My mother encouraged him to find a job. He was driving her nuts, hanging around the house baking cookies. And there were just so many times she could beat him in Scrabble and expect him to recover.
“But what kind of job can you get?” she asked as he prepared for his search.
“Edna,” he answered. “Don’t be ridiculous. There are plenty of jobs out there for a talented guy like me.”
He left the house with buoyant optimism.
First he headed to the nearby Atlantic City casinos. He thought he could be an asset to their security system or valet parking crew. But when he asked for a job application he was met with an incredulous stare.
“For whom do you want this application, sir?” a young man or woman would ask from behind a glass window. “For me,” he answered. “Who else?”
They’d sigh and give him an employment form, accept it when he turned it in and mumble something about don’t call us, we’ll call you. My father went on to the next casino, and the next. Then he returned home and waited for the phone to ring. It didn’t.
“Where are you going?” asked my mother one afternoon after she trounced him in another game of Scrabble.
“I’ve got to get a job,” answered my dad. “I can’t spell worth a damn and if I bake another chocolate chip cookie I’ll barf.”
He left in a huff. Tires screeched as he pulled out of the driveway in his Lincoln Continental Town Car.
He was gone all day. When he returned, late that night, he was exhausted. He had visited every golf course between Atlantic City and Cape May.

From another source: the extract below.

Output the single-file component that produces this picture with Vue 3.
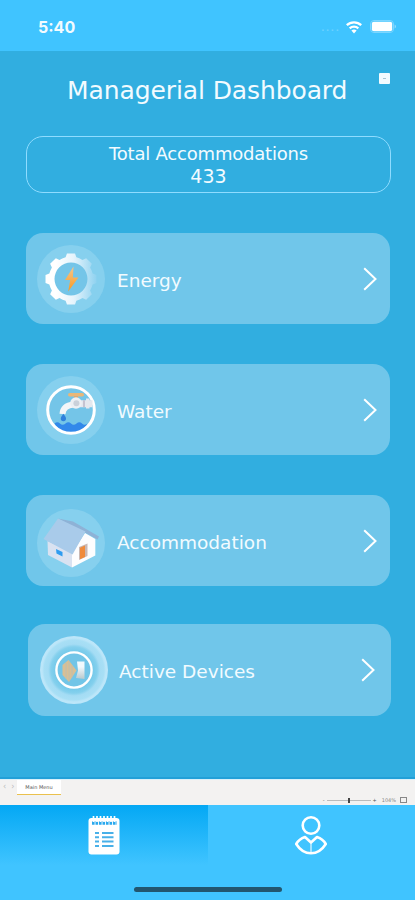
<template>
  <div class="phone">
    <header class="status">
      <span class="time">5:40</span>
      <div class="signals">
        <span class="dots">....</span>
        <svg class="wifi" viewBox="0 0 18 14">
          <path d="M1.8 5.2a10.4 10.4 0 0 1 14.4 0M4.7 8.3a6.2 6.2 0 0 1 8.6 0" />
          <path class="solid" d="M6.4 10.6a3.8 3.8 0 0 1 5.2 0L9 13.4z" />
        </svg>
        <svg class="battery" viewBox="0 0 27 13">
          <rect x="0.5" y="0.5" width="23" height="12" rx="3.5" class="shell" />
          <rect x="1.8" y="1.8" width="20.4" height="9.4" rx="2" />
          <path d="M24.6 4.5v4q1.4-.6 1.4-2t-1.4-2" class="tip" />
        </svg>
      </div>
    </header>

    <main class="board">
      <div class="heading">
        <h1>Managerial Dashboard</h1>
        <button class="more"><i></i></button>
      </div>

      <section class="total">
        <span class="total-label">Total Accommodations</span>
        <span class="total-count">433</span>
      </section>

      <ul class="cards">
        <li v-for="card in cards" :key="card.id" :class="['card', card.id]">
          <svg v-if="card.id === 'energy'" class="icon" viewBox="0 0 68 68">
            <defs>
              <linearGradient id="gear" x1="0" x2="1">
                <stop offset="0.2" stop-color="#fff" />
                <stop offset="0.55" stop-color="#e6f4fc" />
                <stop offset="1" stop-color="#8fd2f0" />
              </linearGradient>
              <linearGradient id="bolt" x1="0" y1="0" x2="0" y2="1">
                <stop offset="0" stop-color="#f3c690" />
                <stop offset="1" stop-color="#fb9a1e" />
              </linearGradient>
            </defs>
            <circle class="disc" cx="34" cy="34" r="34" />
            <circle cx="34" cy="34" r="17" fill="#74c5e8" />
            <path fill="url(#gear)" fill-rule="evenodd" :d="gearPath" />
            <path fill="url(#bolt)" d="M36.500 21.500 28 35h5.200L31.200 46.500 41.500 32.500h-5.600z" />
          </svg>

          <svg v-else-if="card.id === 'water'" class="icon" viewBox="0 0 68 68">
            <circle class="disc" cx="34" cy="34" r="34" />
            <circle cx="34" cy="34" r="23" fill="#74c5e8" />
            <path fill="#3188ea" d="M17.5 47.5q3-2.4 5.500 0t5.500 0 5.500 0 5.500 0 5.500 0 5.500 0C47 53.500 41 57.300 34 57.300S21 53.500 17.500 47.500" />
            <circle cx="34" cy="34" r="23.300" fill="none" stroke="#fff" stroke-width="3" />
            <rect x="31" y="17" width="16" height="3.400" rx="1.700" fill="#e9b778" />
            <rect x="37" y="20" width="4" height="4" fill="#d7a978" />
            <path d="M25.500 38q.5-8.500 11-9.500" fill="none" stroke="#f4f6f8" stroke-width="6" />
            <path fill="#e4e8ee" d="M41 24.200h8v-1.600h3.500v1.600h3v7h-3v1.400H49v-1.400h-8z" />
            <path fill="#bdb9c9" d="M46.200 24.200h1.600v7h-1.600z" />
            <circle cx="39" cy="27" r="5.800" fill="#edf0f4" />
            <circle cx="39.400" cy="27.300" r="3" fill="#cbd1da" />
            <path fill="#2f80dc" d="M26.400 37.800q2.600 3.200 2.600 4.800a2.600 2.600 0 0 1-5.200 0q0-1.600 2.600-4.800" />
          </svg>

          <svg v-else-if="card.id === 'accommodation'" class="icon" viewBox="0 0 68 68">
            <circle class="disc" cx="34" cy="34" r="34" />
            <path fill="#d9e2f1" d="M10.500 32 35 43.500V58.500L11 46z" />
            <path fill="#fdfdfe" d="M35 44 48 24l10.300 6v16.500L35 58.500z" />
            <path fill="#8eb2d6" d="M21 9.500 36 12.500 62 27.500 60.500 30.500 47 23z" />
            <path fill="#a9cbea" d="M21 9.500 48.500 22.500 35.500 45.500 6.500 30z" />
            <path fill="#2f9cf0" d="m19 40 6.500 3v4.500L19.500 44.500z" />
            <path fill="#c9b8b4" d="m42 38 8.500-3.500V47L42 51z" />
            <path fill="#f08b3c" d="m43 38.800 5-2.200V48l-5 2.300z" />
          </svg>

          <svg v-else class="icon" viewBox="0 0 68 68">
            <defs>
              <radialGradient id="glow">
                <stop offset="0.54" stop-color="#74c9ea" />
                <stop offset="0.68" stop-color="#84d0ed" />
                <stop offset="0.76" stop-color="#a4dcf4" />
                <stop offset="0.88" stop-color="#a8dff5" />
                <stop offset="0.94" stop-color="#bce6f9" />
                <stop offset="1" stop-color="#bce6f9" />
              </radialGradient>
              <linearGradient id="panel" x1="0" y1="0" x2="0" y2="1">
                <stop offset="0.3" stop-color="#f2f9fd" />
                <stop offset="1" stop-color="#b9c9cd" />
              </linearGradient>
            </defs>
            <circle cx="34" cy="34" r="34" fill="url(#glow)" />
            <circle cx="34" cy="34" r="17.600" fill="#72c5e7" stroke="#fff" stroke-width="2.400" />
            <path fill="#d9bf94" d="M28.500 24 36.500 34.500 29 46 22.500 39V29z" />
            <path stroke="#b7bfb4" stroke-width="0.800" d="M26 27v16M29 25v20M32 29.500v12" />
            <path fill="url(#panel)" d="M37 25.500h7.500V43L36 42l2-7.500z" />
          </svg>

          <span class="name">{{ card.name }}</span>
          <svg class="chevron" viewBox="0 0 14 24">
            <path d="m1.200 1.200 11.300 10.800L1.200 22.800" />
          </svg>
        </li>
      </ul>
    </main>

    <div class="sheetbar">
      <span class="arrows">‹&nbsp;&nbsp;›</span>
      <span class="tab">Main Menu</span>
      <div class="zoom">
        <span>-</span>
        <span class="track"><i></i></span>
        <span>+</span>
        <span class="percent">104%</span>
        <span class="fit"></span>
      </div>
    </div>

    <nav class="nav">
      <a class="nav-item active">
        <svg class="list" viewBox="0 0 32 40">
          <rect x="0.500" y="3" width="31" height="36.500" rx="3" fill="#fff" />
          <path d="M4 8h25" stroke="#2aa9ee" stroke-width="3.400" stroke-dasharray="2.600 0.900" />
          <path d="M5.500 1v6M9 1v6M12.500 1v6M16 1v6M19.500 1v6M23 1v6M26.500 1v6" stroke="#fff" stroke-width="1.700" />
          <path d="M7 18h4M14 18h11.500M7 22.300h4M14 22.300h11.500M7 26.600h4M14 26.600h11.500M7 31h4M14 31h11.500" stroke="#48b0e8" stroke-width="2" />
        </svg>
      </a>
      <a class="nav-item">
        <svg class="person" viewBox="0 0 32 40">
          <circle cx="16" cy="10.500" r="8.300" />
          <path d="M10 22 16 27.500l6-5.500c4 1.300 6.800 3.500 8.800 7C27 35 22 38.300 16 38.300S5 35 1.200 29c2-3.500 4.800-5.700 8.800-7z" />
          <path d="M16 28v10" class="seam" />
        </svg>
      </a>
      <div class="home-bar"></div>
    </nav>
  </div>
</template>

<script setup>
const cards = [
  { id: 'energy', name: 'Energy' },
  { id: 'water', name: 'Water' },
  { id: 'accommodation', name: 'Accommodation' },
  { id: 'devices', name: 'Active Devices' }
]

// eight teeth around a ring, with the hole cut out by evenodd
const point = (r, deg) => {
  const a = (deg * Math.PI) / 180
  return `${(34 + r * Math.cos(a)).toFixed(2)} ${(34 + r * Math.sin(a)).toFixed(2)}`
}

const teeth = []
for (let i = 0; i < 8; i++) {
  const a = i * 45
  teeth.push(point(22.3, a - 14), point(25.8, a - 9), point(25.8, a + 9), point(22.3, a + 14), point(22.3, a + 22))
}
const gearPath = `M${teeth.join('L')}ZM50.5 34a16.5 16.5 0 1 0-33 0a16.5 16.5 0 1 0 33 0Z`
</script>

<style>
body {
  margin: 0;
}
</style>

<style scoped>
.phone {
  width: 415px;
  height: 900px;
  display: flex;
  flex-direction: column;
  overflow: hidden;
  background: #40c4ff;
  color: #f2fbff;
  font-family: 'DejaVu Sans', Verdana, sans-serif;
}

.status {
  height: 51px;
  box-sizing: border-box;
  padding: 2px 18px 0 38px;
  display: flex;
  align-items: center;
  justify-content: space-between;
}

.time {
  font-family: Inter, sans-serif;
  font-size: 16px;
  font-weight: 700;
  margin-top: 1px;
}

.signals {
  display: flex;
  align-items: center;
}

.dots {
  font-size: 13px;
  line-height: 13px;
  letter-spacing: 0.7px;
  opacity: 0.25;
  margin-right: 5px;
}

.wifi {
  width: 18px;
  height: 14px;
  margin-right: 7px;
  fill: none;
  stroke: #fff;
  stroke-width: 2.3;
}

.wifi .solid {
  fill: #fff;
  stroke: none;
}

.battery {
  width: 27px;
  height: 13px;
  fill: #fff;
}

.battery .shell {
  fill: none;
  stroke: #7dd6ff;
}

.battery .tip {
  fill: #8fdbff;
}

.board {
  height: 728px;
  box-sizing: border-box;
  padding: 21px 24px 0 26px;
  background: #31aee0;
  border-bottom: 2px solid #22a0d8;
}

.heading {
  display: flex;
  height: 64px;
}

h1 {
  flex: none;
  margin: 0 0 0 41px;
  width: 312px;
  font-size: 25px;
  letter-spacing: -0.1px;
  line-height: 38px;
  font-weight: normal;
  white-space: nowrap;
}

.more {
  width: 11px;
  height: 11px;
  margin: 1px 0 0;
  padding: 5px 4px;
  border: none;
  border-radius: 1px;
  background: #f3fbff;
}

.more i {
  display: block;
  height: 1px;
  background: #a9c6d4;
}

.total {
  height: 57px;
  width: 365px;
  box-sizing: border-box;
  border: 1px solid #8fdcff;
  border-radius: 17px;
  padding-top: 5px;
  display: flex;
  flex-direction: column;
  align-items: center;
  font-size: 18px;
  line-height: 23px;
}

.total-label {
  letter-spacing: -0.2px;
}

.total-count {
  font-size: 19px;
}

.cards {
  list-style: none;
  margin: 40px 0 0;
  padding: 0;
}

.card {
  display: flex;
  align-items: center;
  width: 364px;
  height: 91px;
  box-sizing: border-box;
  margin-bottom: 40px;
  padding: 0 13px 0 11px;
  border-radius: 17px;
  background: #70c6ea;
}

.card.accommodation {
  margin-bottom: 38px;
}

.card.accommodation .icon {
  margin-top: 5px;
}

.card.devices {
  margin-left: 2px;
  width: 363px;
  height: 92px;
  padding: 0 16px 0 12px;
}

.icon {
  width: 68px;
  height: 68px;
}

.disc {
  fill: #86d0ee;
}

.name {
  flex: 1;
  margin: 3px 0 0 12px;
  font-size: 18.5px;
}

.card.devices .name {
  margin-left: 11px;
}

.chevron {
  width: 14px;
  height: 24px;
  fill: none;
  stroke: #fff;
  stroke-width: 2;
}

.sheetbar {
  height: 26px;
  box-sizing: border-box;
  border-top: 1px solid #d9f1fb;
  display: flex;
  align-items: flex-start;
  background: #f3f2f1;
  color: #555;
  font-size: 5px;
}

.arrows {
  width: 15px;
  padding: 3px 0 0 3px;
  box-sizing: border-box;
  font-size: 8px;
  line-height: 8px;
  color: #bbb;
  white-space: nowrap;
}

.tab {
  width: 44px;
  height: 14px;
  margin-left: 2px;
  text-align: center;
  line-height: 15px;
  background: #fff;
  border-bottom: 1.5px solid #eac14e;
}

.zoom {
  display: flex;
  align-items: center;
  height: 8px;
  margin: 16px 8px 0 auto;
  gap: 2px;
}

.track {
  width: 44px;
  height: 1px;
  background: #bbb;
}

.track i {
  display: block;
  width: 2px;
  height: 5px;
  margin: -2px auto 0;
  background: #444;
}

.percent {
  margin: 0 2px 0 3px;
  color: #888;
}

.fit {
  width: 5px;
  height: 4px;
  border: 1px solid #888;
}

.nav {
  position: relative;
  flex: 1;
  display: flex;
  background: #40c4ff;
}

.nav-item {
  width: 208px;
  display: flex;
  justify-content: center;
  align-items: flex-start;
}

.nav-item.active {
  background: linear-gradient(#04a8f4, #40c4ff 60px);
}

.nav-item svg {
  width: 32px;
  height: 40px;
  margin-top: 10px;
}

.person {
  fill: none;
  stroke: #fff;
  stroke-width: 2.6;
  stroke-linejoin: round;
  overflow: visible;
}

.person .seam {
  stroke-width: 1.5;
  opacity: 0.7;
}

.home-bar {
  position: absolute;
  left: 134px;
  bottom: 8px;
  width: 148px;
  height: 5px;
  border-radius: 3px;
  background: #22566f;
}
</style>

He had decided he wanted to drive big lawn mowers and cut grass.
For three days he waited by the telephone. On the fourth day, a personnel director called from a nearby golf course. “We'll hire you, Mr. Parker,” he said. “Weekends only. Be here at 5 a.m. on Saturday morning. The pay is $6.50 per hour.”
My dad hesitated for just a moment. “Okay boss,” he said. “I’ll be there.”
When he arrived early the next morning at the club he was taught how to punch a time clock. He was given a plastic bucket full of dirt. His new supervisor, who was fifty years his junior, said, “Go out on the course, Parker, and fill every damn hole you can find with dirt. Don’t come back until you're sure there is not one divot left on the course.”
“But what about driving a tractor?” asked my dad. “You saw on the application, didn’t you, that I have experience with lawn mowers?”
The youngster stared at my dad. “Do you want this job or not Parker?” he asked.
“Give me the bucket,” said my Dad. “You won't be sorry.”
And that’s what my dad now does for a living. He fills empty holes with the horse manure he carries around in a plastic bucket in the early morning hours when the rest of the world is asleep. Oddly enough, he loves every minute of it.
But he spends his time on the fairways, greens and in the roughs hoping that someday he will be promoted to lawn mowers. Once a week he calls me on the telephone and assures me that it is only a matter of time before the super recognizes his talents, gives him the keys and sets him loose. He’s good at filling those damn holes and they know it.